The Philippine Center for Investigative Journalism (PCIJ) is an independent, nonprofit media agency that specializes in investigative reporting. It was founded in 1989 by nine Filipino journalists who realized, from their years on the beat and at the news desk, the need for newspapers and broadcast agencies to go beyond day-to-day reportage.
While the Philippine press is undoubtedly the liveliest and freest in Asia, deadline pressures, extreme competition and budgetary constraints make it difficult for many journalists to delve into the causes and broader meanings of news events.
The Center believes that the media play a crucial role in scrutinizing and strengthening democratic institutions. The media could—and should—be a catalyst for social debate and consensus that would redound to the promotion of public welfare. To do so, the media must provide citizens with the bases for arriving at informed opinions and decisions.
The Center was set up to contribute to this end by promoting investigative reporting on current issues in Philippine society and on matters of large public interest. It does not intend to replace the work of individual newspapers or radio and television stations, but merely seeks to encourage the development of investigative journalism and to create a culture for it within the Philippine press.
The Center funds investigative projects for both the print and broadcast media. It puts out books on current issues and publishes i Report online every month. In addition, PCIJ organizes training seminars for journalists and provides trainers for news organizations in the Philippines and Southeast Asia. It also conducts seminars and studies on issues involving the media and information access.
In the 19 years since its founding, PCIJ has published over 400 articles in major Philippine newspapers and magazines, produced five full-length documentaries, and launched over a dozen books. It has also won major awards, including nine National Book Awards, a Catholic Mass Media Award, and more than two dozen awards and citations from the Jaime V. Ongpin Awards for Investigative Journalism.
PCIJ stories make an impact. Well-researched and well-documented, these reports have contributed to a deeper understanding of raging issues, from politics to the environment, from health and business to women and the military. Some of these reports have prodded government action on issues like corruption, public accountability and environmental protection.

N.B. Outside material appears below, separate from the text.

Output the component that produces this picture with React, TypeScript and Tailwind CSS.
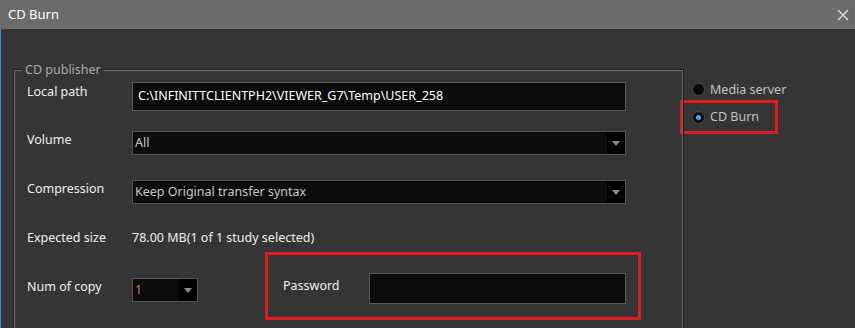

5-8 August 2002. The PCIJ exposed how politically well-connected independent power plant (IPP) contractors wangled sweetheart deals with various governments, resulting in higher electricity costs for consumers.
2-3 April 2001. The PCIJ reported how, four days after it assumed office, the Arroyo government gave the final approval, in the form of a Department of Justice ruling, to a controversial power plant contract ran by the Argentine firm IMPSA. That report raised questions about the propriety of the ruling issued by Justice Secretary Hernando Perez and was used in a Senate investigation on the case held in January 2003.

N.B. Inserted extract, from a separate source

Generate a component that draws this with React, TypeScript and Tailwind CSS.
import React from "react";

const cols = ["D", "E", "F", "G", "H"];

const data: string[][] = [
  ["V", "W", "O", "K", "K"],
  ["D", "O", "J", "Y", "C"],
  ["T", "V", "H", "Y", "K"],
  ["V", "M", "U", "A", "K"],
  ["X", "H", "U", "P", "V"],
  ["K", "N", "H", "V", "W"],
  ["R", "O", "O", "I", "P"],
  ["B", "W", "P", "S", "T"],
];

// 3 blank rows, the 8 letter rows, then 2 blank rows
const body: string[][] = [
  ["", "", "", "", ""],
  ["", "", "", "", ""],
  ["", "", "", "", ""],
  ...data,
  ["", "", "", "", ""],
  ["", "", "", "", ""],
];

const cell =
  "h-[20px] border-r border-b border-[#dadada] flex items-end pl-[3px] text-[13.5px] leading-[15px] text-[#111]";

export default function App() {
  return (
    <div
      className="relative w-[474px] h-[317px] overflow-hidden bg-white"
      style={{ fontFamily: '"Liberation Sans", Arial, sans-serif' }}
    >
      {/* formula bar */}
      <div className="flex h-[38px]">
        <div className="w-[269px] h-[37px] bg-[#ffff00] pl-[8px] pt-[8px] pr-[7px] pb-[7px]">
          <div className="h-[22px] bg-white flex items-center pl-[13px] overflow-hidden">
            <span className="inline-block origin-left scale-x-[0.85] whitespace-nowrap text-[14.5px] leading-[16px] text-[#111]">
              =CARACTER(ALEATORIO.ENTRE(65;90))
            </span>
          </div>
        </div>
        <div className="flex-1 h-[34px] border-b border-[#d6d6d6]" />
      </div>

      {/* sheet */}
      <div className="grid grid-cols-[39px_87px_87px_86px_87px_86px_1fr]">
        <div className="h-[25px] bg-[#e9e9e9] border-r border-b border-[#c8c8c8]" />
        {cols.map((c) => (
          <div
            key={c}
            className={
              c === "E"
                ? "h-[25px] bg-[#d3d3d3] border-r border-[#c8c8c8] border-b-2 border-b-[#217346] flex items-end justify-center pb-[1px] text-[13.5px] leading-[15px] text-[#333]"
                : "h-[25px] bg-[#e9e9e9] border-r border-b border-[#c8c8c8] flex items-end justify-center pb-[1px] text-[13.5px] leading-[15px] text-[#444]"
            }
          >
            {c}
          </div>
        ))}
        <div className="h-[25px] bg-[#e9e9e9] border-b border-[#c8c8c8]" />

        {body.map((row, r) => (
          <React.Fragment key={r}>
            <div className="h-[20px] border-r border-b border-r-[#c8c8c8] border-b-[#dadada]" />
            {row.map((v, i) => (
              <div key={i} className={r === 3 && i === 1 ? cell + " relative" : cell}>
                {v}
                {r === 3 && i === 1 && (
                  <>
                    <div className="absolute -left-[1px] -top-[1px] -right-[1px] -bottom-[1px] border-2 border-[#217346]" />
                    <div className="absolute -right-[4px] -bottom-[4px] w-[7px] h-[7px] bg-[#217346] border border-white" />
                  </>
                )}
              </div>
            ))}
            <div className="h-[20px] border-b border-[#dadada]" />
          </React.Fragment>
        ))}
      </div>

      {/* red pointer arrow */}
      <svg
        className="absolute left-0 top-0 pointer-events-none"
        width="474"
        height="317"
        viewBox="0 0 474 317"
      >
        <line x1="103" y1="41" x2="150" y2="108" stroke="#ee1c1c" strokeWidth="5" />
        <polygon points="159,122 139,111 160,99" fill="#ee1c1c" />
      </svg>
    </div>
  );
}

July to October 2000. The PCIJ released three reports on President Estrada's unexplained wealth and the mansions he was building for his mistresses. All three became part of the impeachment suit filed against the President in November 2000.
11 March 1996. We reported that Health Secretary Hilarion Ramiro was responsible for large-scale anomalies in the Department of Health and was skimming off as much as 40 percent from government contracts. Two weeks later, Ramiro was forced to resign.
4-6 December 1995. We wrote about how jueteng continues to thrive in Pangasinan, the home province of then President Fidel V. Ramos. A few days later, Ramos ordered an investigation into the allegations and asked local police and government officials to put a stop to jueteng in the province.
10 July 1995. We exposed how the then Presidential Anti-Crime Commission (PACC) tortured two 12-year-old boys suspected of involvement in a kidnapping. Two days later, the Commission on Human Rights ordered a probe of the incident. Later, lawyers filed charges against the PACC.
11 October 1993. PCIJ wrote about Rose Marie "Baby" Arenas, alleged presidential paramour, and her supposed influence on the affairs of state. Three days later, the Securities and Exchange Commission took over a disputed one-third of the shares of the Philippine Daily Inquirer, the only paper that ran the story.
17 August 1993. PCIJ reported that the House Speaker, Jose de Venecia, left a trail of unpaid debts amounting to P5 billion, when he was head of the Landoil conglomerate in the 1980s. One week later, the Senate began an investigation of Landoil Resources Corporation.
28 January 1993. PCIJ reported that the most senior Supreme Court justice faked authorship of a decision upholding the PLDT's (telecommunications giant Philippine Long Distance Telephone Company) right to block the operation of an international gateway by its rival, Eastern Telecoms. After four days, Justice Hugo Gutierrez resigned from the Court.
14 December 1992. PCIJ exposed how dolphins are being slaughtered and eaten by fishermen. Two weeks later, the environment department issued an order banning the killing of these marine mammals.
4 April 1990. PCIJ began a series on how a seaweed farm was threatening Tubbataha reef, a national marine park in the Sulu Sea. Seven weeks later, a Philippine Navy team demolished the farm, enforcing an eviction order by the environment department.
A board of editors, composed mostly of PCIJ's founders, meets every month to guide and assess the Center's operations. A board of advisers, composed of men and women chosen for their probity, independence and integrity, helps determine the broad directions of the Center.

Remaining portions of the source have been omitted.